**Problem Links:**

**Setter** : Siddhant Gandhi

**Tester** : Jatin Nagpal

**Editorialist** : Siddhant Gandhi

**DIFFICULTY**

Easy - Medium

**PRE-REQUISITES**

Basic Math

**PROBLEM**

A mathematical expression consisting of binary bitwise operators( &, |, ^ ) is input as a string.
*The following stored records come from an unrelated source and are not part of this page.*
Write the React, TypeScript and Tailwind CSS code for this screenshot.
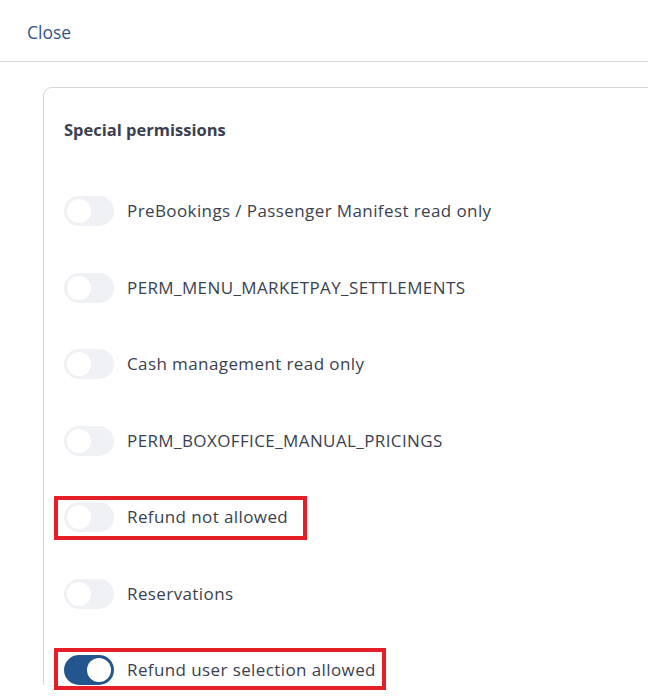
type Permission = {
  label: string;
  enabled?: boolean;
  highlight?: string;
};

const permissions: Permission[] = [
  { label: "PreBookings / Passenger Manifest read only" },
  { label: "PERM_MENU_MARKETPAY_SETTLEMENTS" },
  { label: "Cash management read only" },
  { label: "PERM_BOXOFFICE_MANUAL_PRICINGS" },
  { label: "Refund not allowed", highlight: "top-[-6px] h-[44px] w-[253px]" },
  { label: "Reservations" },
  { label: "Refund user selection allowed", enabled: true, highlight: "top-[-7px] h-[42px] w-[332px]" },
];

function Toggle({ enabled }: { enabled?: boolean }) {
  return (
    <span
      className={`flex h-[30px] w-[50px] shrink-0 items-center rounded-full px-[3px] ${
        enabled ? "justify-end bg-[#23558f]" : "justify-start bg-[#f0f1f5]"
      }`}
    >
      <span className="h-[24px] w-[24px] rounded-full bg-white" />
    </span>
  );
}

export default function App() {
  return (
    <div className="h-[698px] w-[648px] overflow-hidden bg-white font-['Open_Sans',sans-serif] text-[#3a3f51]">
      <header className="flex h-[62px] items-center border-b border-[#d9dadf] pl-[27px] pt-[3px]">
        <button className="text-[17.5px] text-[#34558b]">Close</button>
      </header>

      <div className="ml-[43px] mt-[25px] rounded-tl-[9px] border-l border-t border-[#d6d7dc] pl-[20px] pt-[29px]">
        <h2 className="text-[16.5px] font-bold leading-[26px]">Special permissions</h2>

        <ul className="mt-[53px] flex flex-col gap-[46.5px]">
          {permissions.map((p) => (
            <li key={p.label} className="relative flex h-[30px] items-center gap-[13px]">
              <Toggle enabled={p.enabled} />
              <span className="whitespace-nowrap text-[17px] tracking-[0.4px]">{p.label}</span>
              {p.highlight && (
                <span className={`absolute left-[-10px] border-[4px] border-[#e61e28] ${p.highlight}`} />
              )}
            </li>
          ))}
        </ul>
      </div>
    </div>
  );
}
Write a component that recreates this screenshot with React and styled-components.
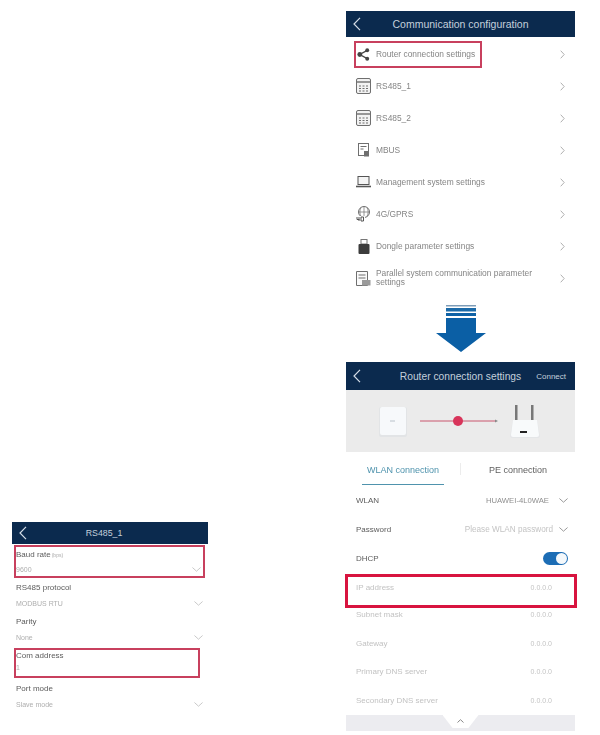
import styled, { createGlobalStyle } from "styled-components";

const GlobalStyle = createGlobalStyle`
  html, body { margin: 0; padding: 0; background: #fff; }
  body { font-family: "Liberation Sans", Arial, sans-serif; }
`;

const menuItems = [
  { key: "router", label: "Router connection settings", selected: true },
  { key: "grid", label: "RS485_1" },
  { key: "grid", label: "RS485_2" },
  { key: "mbus", label: "MBUS" },
  { key: "laptop", label: "Management system settings" },
  { key: "globe", label: "4G/GPRS" },
  { key: "dongle", label: "Dongle parameter settings" },
  { key: "doc", label: "Parallel system communication parameter settings" },
];

const formRows = [
  { label: "Baud rate", unit: "(bps)", value: "9600", chevron: true, mark: "wide" },
  { label: "RS485 protocol", value: "MODBUS RTU", chevron: true },
  { label: "Parity", value: "None", chevron: true },
  { label: "Com address", value: "1", mark: "narrow" },
  { label: "Port mode", value: "Slave mode", chevron: true },
];

const addressRows = [
  { label: "IP address", mark: true },
  { label: "Subnet mask" },
  { label: "Gateway" },
  { label: "Primary DNS server" },
  { label: "Secondary DNS server" },
];

function MenuIcon({ name }) {
  const c = "#6f6f6f";
  if (name === "router") {
    return (
      <svg width="13" height="13" viewBox="0 0 14 14">
        <path d="M12 2 3 7l9 5" fill="none" stroke="#444" strokeWidth="1.4" />
        <circle cx="3" cy="7" r="2.6" fill="#444" />
        <circle cx="11" cy="2.5" r="2.1" fill="#444" />
        <circle cx="11" cy="11.5" r="2.1" fill="#444" />
      </svg>
    );
  }
  if (name === "grid") {
    return (
      <svg width="15" height="16" viewBox="0 0 15 16">
        <rect x="0.5" y="0.5" width="14" height="15" rx="1.5" fill="#f2f2f2" stroke={c} />
        <path d="M1 4h13" stroke={c} strokeWidth="1.4" />
        <path d="M3 8h2M6.5 8h2M10 8h2M3 10.5h2M6.5 10.5h2M10 10.5h2M3 13h2M6.5 13h2M10 13h2" stroke={c} />
      </svg>
    );
  }
  if (name === "mbus") {
    return (
      <svg width="14" height="14" viewBox="0 0 14 14">
        <rect x="1.5" y="0.5" width="10" height="12" fill="#fff" stroke={c} />
        <path d="M3.5 3.5h6M3.5 6h3" stroke={c} />
        <rect x="7" y="8" width="5" height="5.5" fill={c} />
      </svg>
    );
  }
  if (name === "laptop") {
    return (
      <svg width="15" height="12" viewBox="0 0 15 12">
        <rect x="2" y="0.5" width="11" height="8" fill="#f4f4f4" stroke="#555" />
        <path d="M0 10.5h15" stroke="#555" strokeWidth="1.6" />
      </svg>
    );
  }
  if (name === "globe") {
    return (
      <svg width="15" height="16" viewBox="0 0 15 16">
        <circle cx="8" cy="6" r="5.5" fill="none" stroke={c} />
        <path d="M8 .5v11M2.5 6h11M5 1.5c-1.5 3-1.5 6 0 9M11 1.5c1.5 3 1.5 6 0 9" fill="none" stroke={c} strokeWidth="0.7" />
        <rect x="0" y="10" width="9" height="6" fill="#fff" />
        <path d="M1 11v2.5h2.5M3 11v4M5 11h2.5v4H5z" fill="none" stroke="#555" />
      </svg>
    );
  }
  if (name === "dongle") {
    return (
      <svg width="12" height="15" viewBox="0 0 12 15">
        <rect x="3" y="0.5" width="6" height="4.5" fill="#fff" stroke="#777" />
        <rect x="0.5" y="5" width="11" height="10" rx="1" fill="#3c3c3c" />
      </svg>
    );
  }
  return (
    <svg width="15" height="15" viewBox="0 0 15 15">
      <path d="M.5.5h11v14H.5z" fill="#fafafa" stroke={c} />
      <path d="M2.5 4h7M2.5 7h7" stroke={c} />
      <rect x="6" y="9" width="8.5" height="5.5" fill="#9a9a9a" />
    </svg>
  );
}

function RightArrow() {
  return (
    <svg width="5" height="9" viewBox="0 0 5 9">
      <path d="M.7.7 4.2 4.5.7 8.3" fill="none" stroke="#b0b0b0" />
    </svg>
  );
}

function BackArrow() {
  return (
    <svg width="8" height="14" viewBox="0 0 8 14">
      <path d="M7 .8 1 7l6 6.2" fill="none" stroke="#d5dee8" strokeWidth="1.2" />
    </svg>
  );
}

function Down({ color = "#a8a8a8", width = 11 }) {
  return (
    <svg width={width} height="5" viewBox="0 0 11 5" preserveAspectRatio="none">
      <path d="M.5.5 5.5 4.2 10.5.5" fill="none" stroke={color} />
    </svg>
  );
}

function BigArrow() {
  return (
    <svg width="52" height="48" viewBox="0 0 52 48">
      <path d="M11 0h30v1.5H11z" fill="#7c9cb8" />
      <path d="M11 3h30v3.500H11z" fill="#1b6aa8" />
      <path d="M11 8h30v3H11z" fill="#0f62a6" />
      <path d="M11 13h30v15h10L26 47 1 28h10z" fill="#0b5fa5" />
    </svg>
  );
}

function RouterDiagram() {
  return (
    <svg width="229" height="62" viewBox="0 0 229 62">
      <rect x="33" y="17" width="28" height="30" rx="2" fill="#e2e4e6" />
      <rect x="34" y="17" width="26" height="28" rx="2" fill="#f7f9fb" />
      <path d="M44 31h5" stroke="#b9c2ca" />
      <path d="M74 31h76" stroke="#c9566f" />
      <path d="M149 29.5l3 1.5-3 1.500z" fill="#888" />
      <circle cx="112" cy="31" r="5" fill="#d8345a" />
      <rect x="169" y="15" width="2.5" height="15" fill="#777" />
      <rect x="185" y="15" width="2.5" height="15" fill="#777" />
      <path d="M167 30h24l3 16a2 2 0 0 1-2 2h-26a2 2 0 0 1-2-2z" fill="#e4e6e8" />
      <path d="M167 30h24l2 15a2 2 0 0 1-2 2h-24a2 2 0 0 1-2-2z" fill="#f8fafb" />
      <rect x="174" y="41" width="7" height="2" fill="#222" />
    </svg>
  );
}

export default function App() {
  return (
    <Page>
      <GlobalStyle />
      <LeftColumn>
        <Bar $height={22} $shift={12}>
          <BackSlot><BackArrow /></BackSlot>
          <BarTitle $size={8.8}>RS485_1</BarTitle>
        </Bar>
        {formRows.map((row) => (
          <FormRow key={row.label} $mark={row.mark}>
            <FormLabel>
              {row.label}
              {row.unit && <Unit>{row.unit}</Unit>}
            </FormLabel>
            <FormValue>
              <span>{row.value}</span>
              {row.chevron && <Down color="#c4c4c4" width={9} />}
            </FormValue>
          </FormRow>
        ))}
      </LeftColumn>

      <RightColumn>
        <Bar $height={26}>
          <BackSlot><BackArrow /></BackSlot>
          <BarTitle $size={10.5}>Communication configuration</BarTitle>
        </Bar>
        <Menu>
          {menuItems.map((item) => (
            <MenuRow key={item.label}>
              <MenuMain $selected={item.selected}>
                <IconSlot><MenuIcon name={item.key} /></IconSlot>
                <MenuLabel>{item.label}</MenuLabel>
              </MenuMain>
              <RightArrow />
            </MenuRow>
          ))}
        </Menu>
        <ArrowBlock><BigArrow /></ArrowBlock>

        <Bar $height={28}>
          <BackSlot><BackArrow /></BackSlot>
          <BarTitle $size={10.25}>Router connection settings</BarTitle>
          <BarAction>Connect</BarAction>
        </Bar>
        <Diagram><RouterDiagram /></Diagram>
        <Tabs>
          <Tab><TabLabel $active>WLAN connection</TabLabel></Tab>
          <TabDivider />
          <Tab><TabLabel>PE connection</TabLabel></Tab>
        </Tabs>
        <SettingRow>
          <SettingLabel>WLAN</SettingLabel>
          <SettingValue $tone="#8f8f8f" $gap={10} $size={7.7}>HUAWEI-4L0WAE <Down color="#8f8f8f" width={9} /></SettingValue>
        </SettingRow>
        <SettingRow>
          <SettingLabel>Password</SettingLabel>
          <SettingValue $tone="#c4c4c4" $gap={6} $size={8.2}>Please WLAN password <Down color="#8f8f8f" width={9} /></SettingValue>
        </SettingRow>
        <SettingRow>
          <SettingLabel>DHCP</SettingLabel>
          <Toggle><Knob /></Toggle>
        </SettingRow>
        {addressRows.map((row) => (
          <AddressRow key={row.label} $mark={row.mark}>
            <SettingLabel $muted>{row.label}</SettingLabel>
            <SettingValue $tone="#c4c4c4" $size={7}>0.0.0.0</SettingValue>
          </AddressRow>
        ))}
        <BottomBar>
          <Notch>
            <svg width="7" height="4" viewBox="0 0 7 4">
              <path d="M.5 3.5 3.5.7 6.5 3.5" fill="none" stroke="#888" />
            </svg>
          </Notch>
        </BottomBar>
      </RightColumn>
    </Page>
  );
}

const Page = styled.div`
  width: 600px;
  height: 735px;
  overflow: hidden;
  display: flex;
  align-items: flex-start;
  padding-left: 12px;
  box-sizing: border-box;
  filter: blur(0.6px);
`;

const LeftColumn = styled.div`
  width: 196px;
  margin-top: 522px;
  flex-shrink: 0;
`;

const RightColumn = styled.div`
  width: 229px;
  margin: 11px 0 0 138px;
  flex-shrink: 0;
`;

const Bar = styled.div`
  height: ${(p) => p.$height}px;
  background: #0b2a4e;
  display: flex;
  align-items: center;
  justify-content: center;
  padding-right: ${(p) => p.$shift || 0}px;
  position: relative;
`;

const BackSlot = styled.span`
  position: absolute;
  left: 7px;
  top: 50%;
  transform: translateY(-50%);
  display: flex;
`;

const BarTitle = styled.span`
  color: #c4d0dc;
  font-size: ${(p) => p.$size}px;
`;

const BarAction = styled.span`
  position: absolute;
  right: 9px;
  top: 50%;
  transform: translateY(-50%);
  color: #c4d0dc;
  font-size: 8px;
`;

const rowMargins = { wide: "1px 3px 0 2px", narrow: "2px 8px 1px 2px" };
const rowGaps = { wide: 6, narrow: 4 };

const FormRow = styled.div`
  height: ${(p) => (p.$mark === "narrow" ? 30 : p.$mark === "wide" ? 33 : 34)}px;
  box-sizing: border-box;
  display: flex;
  flex-direction: column;
  justify-content: center;
  gap: ${(p) => rowGaps[p.$mark] ?? 8}px;
  padding: ${(p) => (p.$mark === "narrow" ? "0 0 3px 0" : "0 2px 0 0")};
  margin: ${(p) => rowMargins[p.$mark] ?? "0 3px 0 4px"};
  border: ${(p) => (p.$mark ? "2px solid #c8405e" : "none")};
`;

const FormLabel = styled.div`
  color: #5c5c5c;
  font-size: 8px;
  line-height: 9px;
`;

const Unit = styled.span`
  color: #aaa;
  font-size: 5px;
  margin-left: 1px;
`;

const FormValue = styled.div`
  color: #aeaeae;
  font-size: 7px;
  line-height: 8px;
  display: flex;
  justify-content: space-between;
  align-items: center;
`;

const Menu = styled.div`
  margin-top: 1px;
`;

const MenuRow = styled.div`
  height: 32px;
  display: flex;
  align-items: center;
  justify-content: space-between;
  padding-right: 10px;
`;

const MenuMain = styled.div`
  display: flex;
  align-items: center;
  gap: 5px;
  margin-left: ${(p) => (p.$selected ? 8 : 10)}px;
  padding-right: ${(p) => (p.$selected ? 5 : 0)}px;
  height: ${(p) => (p.$selected ? "27px" : "auto")};
  box-sizing: border-box;
  border: ${(p) => (p.$selected ? "2px solid #c8405e" : "none")};
`;

const IconSlot = styled.span`
  width: 15px;
  display: flex;
  justify-content: center;
  flex-shrink: 0;
`;

const MenuLabel = styled.span`
  color: #858585;
  font-size: 8.4px;
  line-height: 9px;
  max-width: 170px;
`;

const ArrowBlock = styled.div`
  height: 68px;
  display: flex;
  justify-content: center;
  padding-top: 11px;
  box-sizing: border-box;
`;

const Diagram = styled.div`
  height: 62px;
  background: #ebebeb;
  display: flex;
`;

const Tabs = styled.div`
  height: 33px;
  display: flex;
  align-items: stretch;
  margin-bottom: 1px;
`;

const Tab = styled.div`
  flex: 1;
  display: flex;
  justify-content: center;
`;

const TabLabel = styled.div`
  width: 82px;
  display: flex;
  align-items: center;
  justify-content: center;
  white-space: nowrap;
  padding-top: 3px;
  font-size: 9px;
  color: ${(p) => (p.$active ? "#4f93ad" : "#5f5f5f")};
  border-bottom: 1px solid ${(p) => (p.$active ? "#4f93ad" : "transparent")};
`;

const TabDivider = styled.div`
  width: 1px;
  background: #ececec;
  margin: 11px 0 10px;
`;

const SettingRow = styled.div`
  height: 29px;
  display: flex;
  align-items: center;
  justify-content: space-between;
  padding: 0 7px 0 10px;
`;

const AddressRow = styled(SettingRow)`
  box-sizing: border-box;
  height: ${(p) => (p.$mark ? "34px" : "28.75px")};
  margin: ${(p) => (p.$mark ? "1px -2px -8px -1px" : "0")};
  padding: ${(p) => (p.$mark ? "0 22px 8px 8px" : "0 23px 0 10px")};
  border: ${(p) => (p.$mark ? "3px solid #d8143f" : "none")};
`;

const SettingLabel = styled.span`
  color: ${(p) => (p.$muted ? "#c2c2c2" : "#5c5c5c")};
  font-size: 8px;
`;

const SettingValue = styled.span`
  color: ${(p) => p.$tone};
  font-size: ${(p) => p.$size}px;
  display: flex;
  align-items: center;
  gap: ${(p) => p.$gap || 0}px;
`;

const Toggle = styled.div`
  width: 25px;
  height: 13px;
  border-radius: 7px;
  background: #1c6db5;
  display: flex;
  justify-content: flex-end;
  align-items: center;
  padding-right: 1px;
  box-sizing: border-box;
`;

const Knob = styled.span`
  width: 11px;
  height: 11px;
  border-radius: 50%;
  background: #f4f8fb;
`;

const BottomBar = styled.div`
  height: 16px;
  background: #ececf0;
  display: flex;
  justify-content: center;
`;

const Notch = styled.div`
  width: 36px;
  height: 13px;
  background: #fff;
  clip-path: polygon(0 0, 100% 0, 72% 100%, 28% 100%);
  display: flex;
  justify-content: center;
  align-items: flex-start;
  padding-top: 4px;
  box-sizing: border-box;
`;
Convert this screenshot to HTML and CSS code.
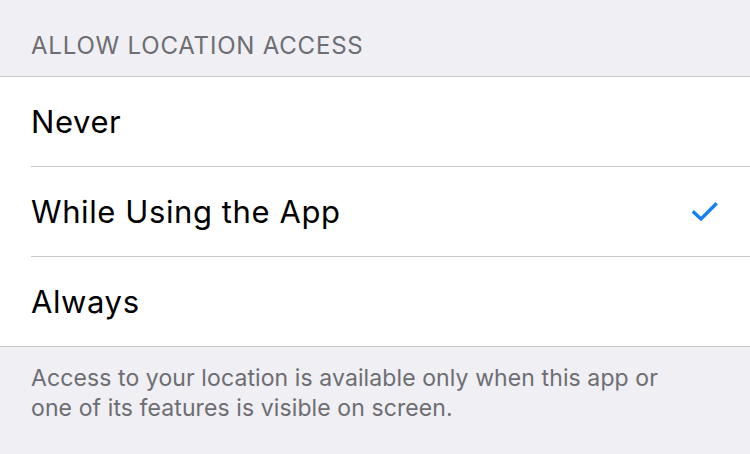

Find out the maximum possible answer of this expression given that you can perform any operation first, that is you can violate precedence of operators.

**BRUTE FORCE( for PARTIAL marks )**

A brute force way to solve this problem would be solving the expression in all possible ways and then finding the maximum of the computed answers.

The number of ways in this case would be number of possible permutations of operators, here a permutation of operators would denote the sequence in which they are solved.

Let’s consider an expression **x1&x2^x3&x4** , here there are **3** operators, let’s number them as **1** , **2** and **3** respectively, then the permutation **(2, 1, 3)** means that we solve **2nd** operator first then the **1st** operator and finally the **3rd** one, so we first solve **(x2 ^ x3)** , then we solve **x1 & (x2 ^ x3)** and finally we solve **((x1 & (x2 ^ x3)) & x4).**

This approach would only fetch you partial marks, to head towards **AC** see the below given approach.

**HEADING TOWARDS AC!**

We can make this process more efficient by using this approach-

Let’s consider the same example again **x1&x2^x3&x4** .

The operands here are **[x1, x2, x3, x4]** , we now divide the operands into 2 different contiguous groups.

**Our aim is to solve all possible answers of 1st group with all possible answers of the 2nd group.**

The various possible groupings are-

**a) [x1] [x2, x3, x4]**

**b) [x1, x2] [x3, x4]**

**c) [x1, x2, x3] [x4]**

Let’s first solve for **a)** type grouping which is **[x1] [x2, x3, x4]** -

The only possible answer for **1st** group is **x1.**

**2nd** group can be further subdivided as-

**i) [x2] [x3, x4]**

**ii) [x2, x3] [x4]**

On solving **i)** we get **x2 ^ (x3 & x4).**

On solving **ii)** we get **(x2 ^ x3) & x4.**

So there are **2** possible answers of **2nd** group of **a)** which when solved with the only possible answer **x1** of **1st** group of **a)** results in **2** possible outcomes which are –

**x1 & (x2 ^ (x3 & x4))**

**x1 & ((x2 ^ x3) & x4)**

So the grouping of type **a)** results in 2 possible answers.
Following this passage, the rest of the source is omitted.